╭─ TASK INPUTS
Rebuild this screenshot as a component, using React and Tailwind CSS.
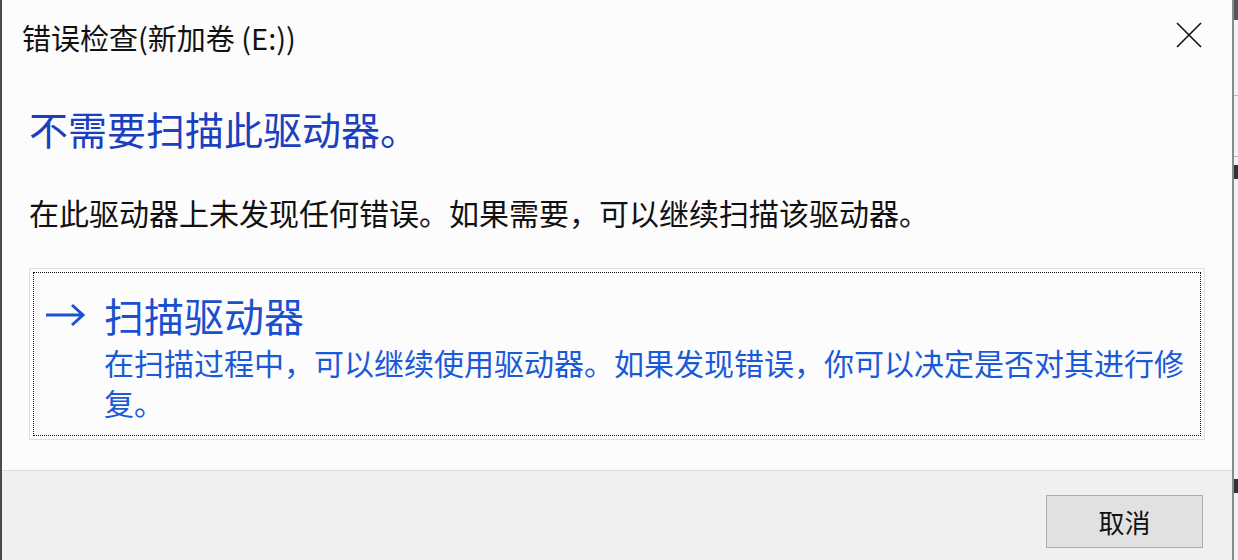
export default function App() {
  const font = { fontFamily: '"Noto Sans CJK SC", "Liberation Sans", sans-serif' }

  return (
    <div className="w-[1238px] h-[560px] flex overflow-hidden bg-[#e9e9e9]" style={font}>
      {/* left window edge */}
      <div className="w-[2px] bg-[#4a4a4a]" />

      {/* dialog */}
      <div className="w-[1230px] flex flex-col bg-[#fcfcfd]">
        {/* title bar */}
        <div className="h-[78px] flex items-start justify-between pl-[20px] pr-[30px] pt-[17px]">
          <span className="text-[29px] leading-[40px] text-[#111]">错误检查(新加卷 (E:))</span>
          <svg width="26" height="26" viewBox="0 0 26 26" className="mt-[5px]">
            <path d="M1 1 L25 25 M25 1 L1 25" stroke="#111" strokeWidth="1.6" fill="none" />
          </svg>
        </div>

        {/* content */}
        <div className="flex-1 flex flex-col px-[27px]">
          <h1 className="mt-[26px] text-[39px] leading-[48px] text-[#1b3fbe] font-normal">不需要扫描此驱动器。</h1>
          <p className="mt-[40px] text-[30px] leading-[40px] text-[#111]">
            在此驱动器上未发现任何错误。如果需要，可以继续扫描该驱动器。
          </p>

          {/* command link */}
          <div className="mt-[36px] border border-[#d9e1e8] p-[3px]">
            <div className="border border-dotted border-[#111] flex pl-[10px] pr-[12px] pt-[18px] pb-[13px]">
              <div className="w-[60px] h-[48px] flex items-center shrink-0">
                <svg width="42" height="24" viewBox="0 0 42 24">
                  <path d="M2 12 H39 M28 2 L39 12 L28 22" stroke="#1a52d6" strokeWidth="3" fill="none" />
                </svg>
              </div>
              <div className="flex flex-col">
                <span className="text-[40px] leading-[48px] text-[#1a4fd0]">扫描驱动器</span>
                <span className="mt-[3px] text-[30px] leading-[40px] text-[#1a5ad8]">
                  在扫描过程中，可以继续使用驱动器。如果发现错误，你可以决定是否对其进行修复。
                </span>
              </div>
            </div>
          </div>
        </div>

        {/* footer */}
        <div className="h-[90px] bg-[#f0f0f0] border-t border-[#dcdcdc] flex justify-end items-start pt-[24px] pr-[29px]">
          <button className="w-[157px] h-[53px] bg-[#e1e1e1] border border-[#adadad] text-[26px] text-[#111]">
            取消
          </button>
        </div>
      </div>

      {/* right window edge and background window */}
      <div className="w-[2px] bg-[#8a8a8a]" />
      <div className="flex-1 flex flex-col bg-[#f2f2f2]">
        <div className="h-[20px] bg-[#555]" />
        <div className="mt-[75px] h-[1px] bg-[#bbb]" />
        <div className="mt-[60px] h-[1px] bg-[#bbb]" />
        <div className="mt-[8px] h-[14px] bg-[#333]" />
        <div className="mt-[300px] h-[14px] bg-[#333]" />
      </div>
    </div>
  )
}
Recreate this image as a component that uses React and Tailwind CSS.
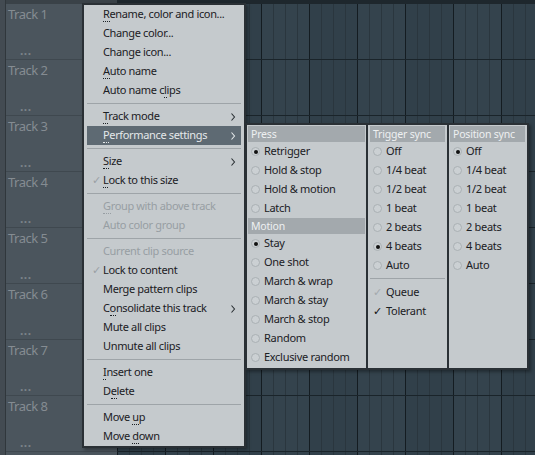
╰─
_REQUIREMENTS_. Which lines in the data above contain "React"? Show each one.

_SOLUTION TO THIS PROBLEM_.
Rebuild this screenshot as a component, using React and Tailwind CSS.
Recreate this image as a component that uses React and Tailwind CSS.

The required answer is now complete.